Section 1 Introduction Flashcards
Define statistical machine learning
Statistical machine learning encompasses automatic learning and data analysis procedures. A computer program is said to learn from experience E with respect to some class of tasks T and performance measure P, if its performance at tasks in T, as measured by P, improves with experience E.
Name two ensemble methods
Bagging (random forests) and stacking
Name two supervised learning methods
Classification, Regression
Name three unsupervised learning methods
Pattern search, clustering, dimension reduction or generalization
What are the two purposes of tasks performed by models generally.
Extract patterns of interest from a collection of input variables X -unsupervised
Describe the generating process of a target variable Y as accurately as possible - Supervised
Define unsupervised learing
Learn interesting characteristics of the data without any particular guide. Learning from the input variables X without target. Find interpretable patterns, define low-dimensional representations, and/or detect associations which characterise the data object of investigation.
Define supervised learning
A target is available, which guides the learning/predictive process and the extraction of useful structure. Learning is from target and input, D = {y, X}.
Describe what a “good” function is that relates the target variable to the input variable in supervised learning
Function minimises the discrepancy between the observed values and the values in output from the model. Discrepancy is measured by loss functions.
Explain what is training and test data
The parameters of the function are learned (estimated) by minimising the loss on the available data, “training” data.

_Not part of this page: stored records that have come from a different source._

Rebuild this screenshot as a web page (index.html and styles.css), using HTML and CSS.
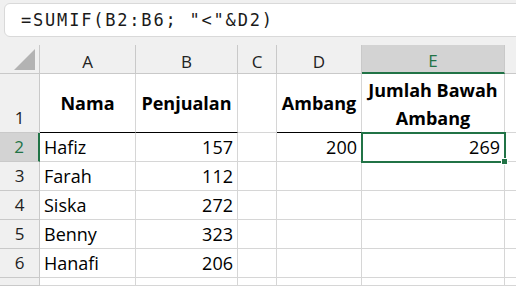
FILE: index.html
```html
<!DOCTYPE html>
<html>
<head>
<meta charset="utf-8">
<link rel="stylesheet" href="styles.css">
</head>
<body>
<div class="topbar">
  <div class="formula">=SUMIF(B2:B6; "&lt;"&amp;D2)</div>
</div>
<div class="sheet">
  <div class="hd corner"><svg width="22" height="22" viewBox="0 0 22 22"><polygon points="21,0 21,21 0,21" fill="#b3b3b3"/></svg></div>
  <div class="hd col">A</div>
  <div class="hd col">B</div>
  <div class="hd col">C</div>
  <div class="hd col">D</div>
  <div class="hd col sel">E</div>
  <div class="hd col last"></div>

  <div class="hd row r1">1</div>
  <div class="c head thick">Nama</div>
  <div class="c head thick">Penjualan</div>
  <div class="c"></div>
  <div class="c head thick">Ambang</div>
  <div class="c head thick wrap">Jumlah Bawah Ambang</div>
  <div class="c last"></div>

  <div class="hd row selrow">2</div>
  <div class="c">Hafiz</div>
  <div class="c num">157</div>
  <div class="c"></div>
  <div class="c num">200</div>
  <div class="c num active">269<span class="handle"></span></div>
  <div class="c last"></div>

  <div class="hd row">3</div>
  <div class="c">Farah</div>
  <div class="c num">112</div>
  <div class="c"></div>
  <div class="c"></div>
  <div class="c"></div>
  <div class="c last"></div>

  <div class="hd row">4</div>
  <div class="c">Siska</div>
  <div class="c num">272</div>
  <div class="c"></div>
  <div class="c"></div>
  <div class="c"></div>
  <div class="c last"></div>

  <div class="hd row">5</div>
  <div class="c">Benny</div>
  <div class="c num">323</div>
  <div class="c"></div>
  <div class="c"></div>
  <div class="c"></div>
  <div class="c last"></div>

  <div class="hd row">6</div>
  <div class="c">Hanafi</div>
  <div class="c num">206</div>
  <div class="c"></div>
  <div class="c"></div>
  <div class="c"></div>
  <div class="c last"></div>

  <div class="hd row"></div>
  <div class="c"></div>
  <div class="c"></div>
  <div class="c"></div>
  <div class="c"></div>
  <div class="c"></div>
  <div class="c last"></div>
</div>
</body>
</html>
```

FILE: styles.css
```css
* { box-sizing: border-box; }
html, body { margin: 0; padding: 0; }
body {
  width: 516px;
  height: 286px;
  overflow: hidden;
  background: #f0f0f0;
  font-family: "Open Sans", "Noto Sans", sans-serif;
  color: #000;
}
.topbar {
  height: 45px;
  padding: 3px 0 0 4px;
  overflow: hidden;
}
.formula {
  width: 540px;
  height: 34px;
  background: #fff;
  border: 1px solid #d9d9d9;
  border-radius: 6px;
  padding-left: 16px;
  font-family: "DejaVu Sans Mono", monospace;
  font-size: 17px;
  letter-spacing: 1.8px;
  line-height: 32px;
  color: #1a1a1a;
}
.sheet {
  display: grid;
  grid-template-columns: 40px 96px 102px 39px 85px 143px 1fr;
  grid-template-rows: 29px 59px repeat(5, 29px) 8px;
  background: #fff;
  overflow: hidden;
}
.c, .hd {
  border-right: 1px solid #d6d6d6;
  border-bottom: 1px solid #d6d6d6;
  font-size: 18px;
  white-space: nowrap;
  position: relative;
}
.c {
  display: flex;
  align-items: flex-end;
  padding: 0 4px 1px 4px;
  line-height: 26px;
}
.c.num { justify-content: flex-end; padding-right: 4px; }
.c.head {
  font-weight: 700;
  justify-content: center;
  align-items: center;
  text-align: center;
  padding-bottom: 0;
}
.c.wrap { white-space: normal; line-height: 28px; padding-top: 2px; }
.c.thick { border-bottom-color: #000; }
.c.last { border-right: none; }
.hd {
  background: #f0f0f0;
  border-color: #c9c9c9;
  color: #222;
  font-size: 17px;
  display: flex;
  justify-content: center;
}
.hd.col { align-items: center; padding-top: 4px; }
.hd.col.last { border-right: none; }
.hd.corner { align-items: flex-end; justify-content: flex-end; padding: 0 3px 2px 0; }
.hd.row { align-items: flex-end; line-height: 26px; padding-bottom: 1px; }
.hd.sel {
  background: #d3d3d3;
  color: #217346;
  border-bottom: 2px solid #217346;
}
.hd.selrow {
  background: #d3d3d3;
  color: #217346;
  border-right: 2px solid #217346;
}
.c.active {
  outline: 2px solid #217346;
  outline-offset: -1px;
  z-index: 1;
}
.handle {
  position: absolute;
  right: -4px;
  bottom: -4px;
  width: 7px;
  height: 7px;
  background: #217346;
  border: 1px solid #fff;
}
```
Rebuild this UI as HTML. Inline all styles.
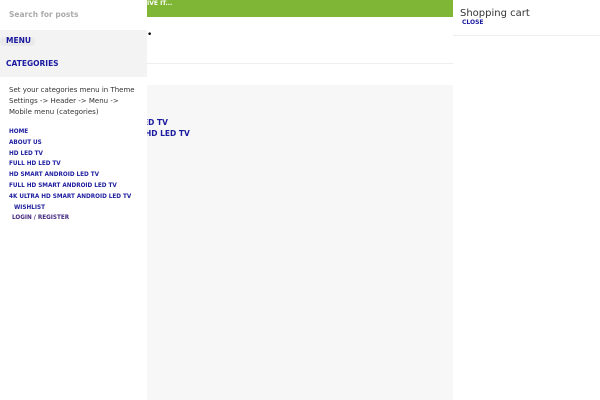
<html><head><style>
body{margin:0;width:600px;height:400px;position:relative;overflow:hidden;background:#fff;font-family:"DejaVu Sans","Liberation Sans",sans-serif}
.a{position:absolute}
.b{font-weight:bold;color:#1a1aa0;text-transform:uppercase}
.m a{display:block;font-size:5.7px;font-weight:bold;color:#2020a0;height:10.8px;line-height:10.8px;text-transform:uppercase;white-space:nowrap}
</style></head><body>
<div class="a" style="left:147px;top:0;width:306px;height:17px;background:#80b636"></div>
<div class="a" style="left:147px;top:0;font-size:6px;color:#fff;font-weight:bold">IVE IT...</div>
<div class="a" style="left:147px;top:30px;font-size:9px">•</div>
<div class="a" style="left:147px;top:63px;width:306px;height:1px;background:#eee"></div>
<div class="a" style="left:147px;top:85px;width:306px;height:315px;background:#f7f7f7"></div>
<div class="a b" style="left:147px;top:117px;font-size:7.5px;line-height:11px;width:60px;overflow:hidden"><div style="margin-left:-4px">ED TV</div><div style="margin-left:-2px">HD LED TV</div></div>
<div class="a" style="left:0;top:0;width:147px;height:400px;background:#fff">
<div class="a" style="left:9px;top:10px;font-size:7.5px;color:#aaa;font-weight:bold">Search for posts</div>
<div class="a" style="left:0;top:30px;width:147px;height:47px;background:#f3f3f3"></div>
<div class="a" style="left:0;top:37px;width:35px;height:9px;background:#eaeaea;border-radius:4px"></div>
<div class="a b" style="left:6px;top:36px;font-size:7.5px">Menu</div>
<div class="a b" style="left:6px;top:59px;font-size:7.5px">Categories</div>
<div class="a" style="left:9px;top:85px;font-size:7px;line-height:11px;color:#333;width:128px">Set your categories menu in Theme Settings -&gt; Header -&gt; Menu -&gt; Mobile menu (categories)</div>
<div class="a m" style="left:9px;top:127px"><a>Home</a><a>About us</a><a>HD LED TV</a><a>Full HD LED TV</a><a>HD Smart Android LED TV</a><a>Full HD Smart Android LED TV</a><a>4K Ultra HD Smart Android LED TV</a><a style="margin-left:5px">Wishlist</a><a style="margin-left:3px;color:#442a80">Login / Register</a></div>
</div>
<div class="a" style="left:453px;top:0;width:147px;height:400px;background:#fff">
<div class="a" style="left:7px;top:8px;font-size:10px;color:#333">Shopping cart</div>
<div class="a b" style="left:9px;top:19px;font-size:6px">Close</div>
<div class="a" style="left:0;top:35px;width:147px;height:1px;background:#eee"></div>
</div>
</body></html>
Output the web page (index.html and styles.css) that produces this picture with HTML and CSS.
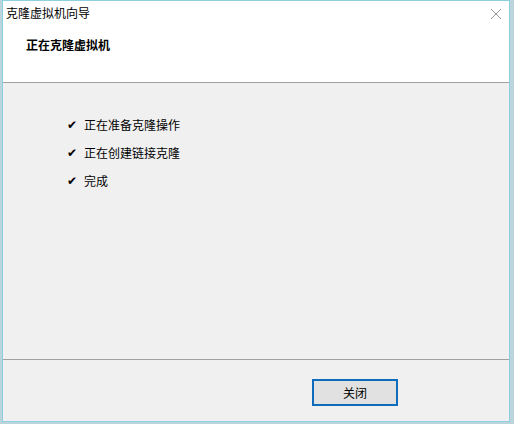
FILE: index.html
```html
<!DOCTYPE html>
<html lang="zh-CN">
<head>
<meta charset="utf-8">
<link rel="stylesheet" href="styles.css">
<title>克隆虚拟机向导</title>
</head>
<body>
<div class="window">
  <div class="titlebar">
    <span class="title">克隆虚拟机向导</span>
    <svg class="close" width="12" height="12" viewBox="0 0 12 12"><path d="M1 1L11 11M11 1L1 11" stroke="#9a9a9a" stroke-width="1" fill="none"/></svg>
  </div>
  <div class="header">
    <span class="heading">正在克隆虚拟机</span>
  </div>
  <div class="content">
    <ul class="steps">
      <li class="step"><span class="check">✔</span><span>正在准备克隆操作</span></li>
      <li class="step"><span class="check">✔</span><span>正在创建链接克隆</span></li>
      <li class="step"><span class="check">✔</span><span>完成</span></li>
    </ul>
  </div>
  <div class="footer">
    <button class="btn">关闭</button>
  </div>
</div>
</body>
</html>
```

FILE: styles.css
```css
html, body {
  margin: 0;
  padding: 0;
}
body {
  width: 514px;
  height: 424px;
  background: #bcd4db;
  font-family: "Noto Sans CJK SC", "Noto Sans", sans-serif;
  font-size: 12px;
  color: #000;
  overflow: hidden;
}
.window {
  margin-left: 2px;
  width: 506px;
  height: 420px;
  border: 1px solid #8fcfe2;
  background: #f0f0f0;
  display: flex;
  flex-direction: column;
}
.titlebar {
  height: 31px;
  background: #fff;
  display: flex;
  align-items: flex-start;
  justify-content: space-between;
  padding: 3px 7px 0 3px;
  box-sizing: border-box;
}
.title {
  line-height: 18px;
}
.close {
  margin-top: 4px;
}
.header {
  height: 51px;
  background: #fff;
  border-bottom: 1px solid #a0a0a0;
  padding: 5px 0 0 23px;
  box-sizing: border-box;
}
.heading {
  font-weight: bold;
  line-height: 16px;
  display: block;
}
.content {
  flex: 1;
  border-bottom: 1px solid #a0a0a0;
}
.steps {
  list-style: none;
  margin: 0;
  padding: 28px 0 0 64px;
}
.step {
  display: flex;
  align-items: center;
  height: 28px;
  line-height: 28px;
}
.check {
  width: 17px;
  font-family: "DejaVu Sans", sans-serif;
  font-size: 12px;
}
.footer {
  height: 61px;
  flex: none;
  padding: 19px 0 0 309px;
  box-sizing: border-box;
}
.btn {
  width: 86px;
  height: 27px;
  background: #e1e1e1;
  border: 2px solid #0f6cbd;
  box-sizing: border-box;
  font-family: "Noto Sans CJK SC", sans-serif;
  font-size: 12px;
  color: #000;
  padding: 0;
}
```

Performance is evaluated using the test data, which are data points not seen by the machine learning algorithm
Explain three different summaries of the data that can be formed under unsupervised learing to infer an interpretable and/or usable summary of the data
Detecting groups of similar units is clustering
Inferring meaningful associations would be Association rule mining, graphical Models etc
Reduce the dimension of the data would be embedding learning (PCA)